08 abril 2005

O calor da memória

Pela noite de estrelas, lúcida, definitiva, como um cristal. Venho à janela, olho-a, noite primitiva. E uma alegria intrínseca, em filigrana, no espaço rarefeito. Que é que me dói? Qualquer coisa que perdi há muito tempo e já não me lembra. Devia ser muito bela. Tão bela que nunca a soube. Porque no que não se sabe é que a beleza é grande. Uma mão terna na face, um cálido choro. Não um choro pelo que se me perdeu, mas apenas choro por mim. Como as crianças, quando já se esqueceram as razões e choram ainda. Que é que me dói? Onde é que é? Tão frágil assim. Como a um breve abalo da terra e a casa desmoronada e eu subitamente nu. Construí a minha força com aplicação, metodicamente, que é que é nosso? Pelo céu grande e negro, trémulo de estrelas, meu olhar grave. Regresso à lareira, olho o brasido, aqueço-me. É o calor da memória.

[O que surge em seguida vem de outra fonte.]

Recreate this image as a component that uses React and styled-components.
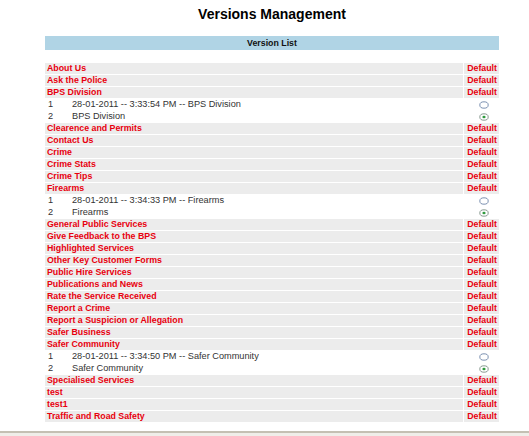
import React from 'react'
import styled, { createGlobalStyle } from 'styled-components'

const GlobalStyle = createGlobalStyle`
  body {
    margin: 0;
    background: #fff;
    font-family: "Liberation Sans", Arial, sans-serif;
  }
`

const sections = [
  { name: 'About Us' },
  { name: 'Ask the Police' },
  { name: 'BPS Division', versions: ['28-01-2011 -- 3:33:54 PM -- BPS Division', 'BPS Division'] },
  { name: 'Clearence and Permits' },
  { name: 'Contact Us' },
  { name: 'Crime' },
  { name: 'Crime Stats' },
  { name: 'Crime Tips' },
  { name: 'Firearms', versions: ['28-01-2011 -- 3:34:33 PM -- Firearms', 'Firearms'] },
  { name: 'General Public Services' },
  { name: 'Give Feedback to the BPS' },
  { name: 'Highlighted Services' },
  { name: 'Other Key Customer Forms' },
  { name: 'Public Hire Services' },
  { name: 'Publications and News' },
  { name: 'Rate the Service Received' },
  { name: 'Report a Crime' },
  { name: 'Report a Suspicion or Allegation' },
  { name: 'Safer Business' },
  { name: 'Safer Community', versions: ['28-01-2011 -- 3:34:50 PM -- Safer Community', 'Safer Community'] },
  { name: 'Specialised Services' },
  { name: 'test' },
  { name: 'test1' },
  { name: 'Traffic and Road Safety' },
]

const Radio = ({ checked }) => (
  <svg width="10" height="8" viewBox="0 0 10 8">
    <ellipse cx="5" cy="4" rx="4.2" ry="3.2" fill="#fff" stroke={checked ? '#7d8f86' : '#6d84a8'} strokeWidth="0.9" />
    {checked && <ellipse cx="5" cy="4" rx="1.6" ry="1.3" fill="#2f9a3e" />}
  </svg>
)

const App = () => {
  return (
    <Page>
      <GlobalStyle />
      <Main>
        <Title>Versions Management</Title>
        <HeaderBar>Version List</HeaderBar>
        <List>
          {sections.map((s) => (
            <React.Fragment key={s.name}>
              <SectionRow>
                <NameCell>{s.name}</NameCell>
                <DefaultCell>Default</DefaultCell>
              </SectionRow>
              {s.versions &&
                s.versions.map((v, i) => (
                  <VersionRow key={v}>
                    <Num>{i + 1}</Num>
                    <VersionText>{v}</VersionText>
                    <RadioCell>
                      <Radio checked={i === s.versions.length - 1} />
                    </RadioCell>
                  </VersionRow>
                ))}
            </React.Fragment>
          ))}
        </List>
      </Main>
      <Footer />
    </Page>
  )
}

const Page = styled.div`
  display: flex;
  flex-direction: column;
  height: 436px;
  overflow: hidden;
`

const Main = styled.div`
  width: 454px;
  margin-left: 45px;
`

const Title = styled.h1`
  margin: 0;
  padding-top: 6px;
  font-size: 14px;
  line-height: 16px;
  font-weight: bold;
  text-align: center;
  color: #000;
`

const HeaderBar = styled.div`
  margin-top: 14px;
  height: 14px;
  line-height: 14px;
  background: #b0d4e5;
  text-align: center;
  font-size: 8.8px;
  font-weight: bold;
  color: #111;
`

const List = styled.div`
  margin-top: 13px;
  display: flex;
  flex-direction: column;
  gap: 1px;
`

const SectionRow = styled.div`
  display: flex;
  gap: 1px;
  height: 11px;
`

const Cell = styled.div`
  background: #ececec;
  color: #e8000e;
  font-size: 8.8px;
  font-weight: bold;
  line-height: 11px;
  white-space: nowrap;
`

const NameCell = styled(Cell)`
  flex: 1;
  padding-left: 2px;
`

const DefaultCell = styled(Cell)`
  width: 33px;
  padding-right: 2px;
  text-align: right;
`

const VersionRow = styled.div`
  display: grid;
  grid-template-columns: 27px 1fr 35px;
  height: 11px;
  align-items: center;
  font-size: 9.2px;
  color: #333;
  line-height: 11px;
`

const Num = styled.span`
  padding-left: 3px;
`

const VersionText = styled.span`
  white-space: nowrap;
`

const RadioCell = styled.span`
  display: flex;
  justify-content: center;
  padding-left: 5px;
`

const Footer = styled.div`
  margin-top: auto;
  height: 3px;
  border-top: 2px solid #c4c0b3;
  background: #efeee9;
`

export default App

Cerra-se-me à volta e fala longamente – que é que diz? Três cepos encarniçados, prestes a desmoronar-se, com breves chamas ainda, lampejando aqui e além. É o fogo do lar. Talvez devesse deitar-me, mas não tenho sono. Também não tenho nada para em vez de sono. Ideias? Sonhos? Lembranças? Frémito da memória, mas sem recordações para ela. Sinto como quem lembra, mas sem nada para lembrar.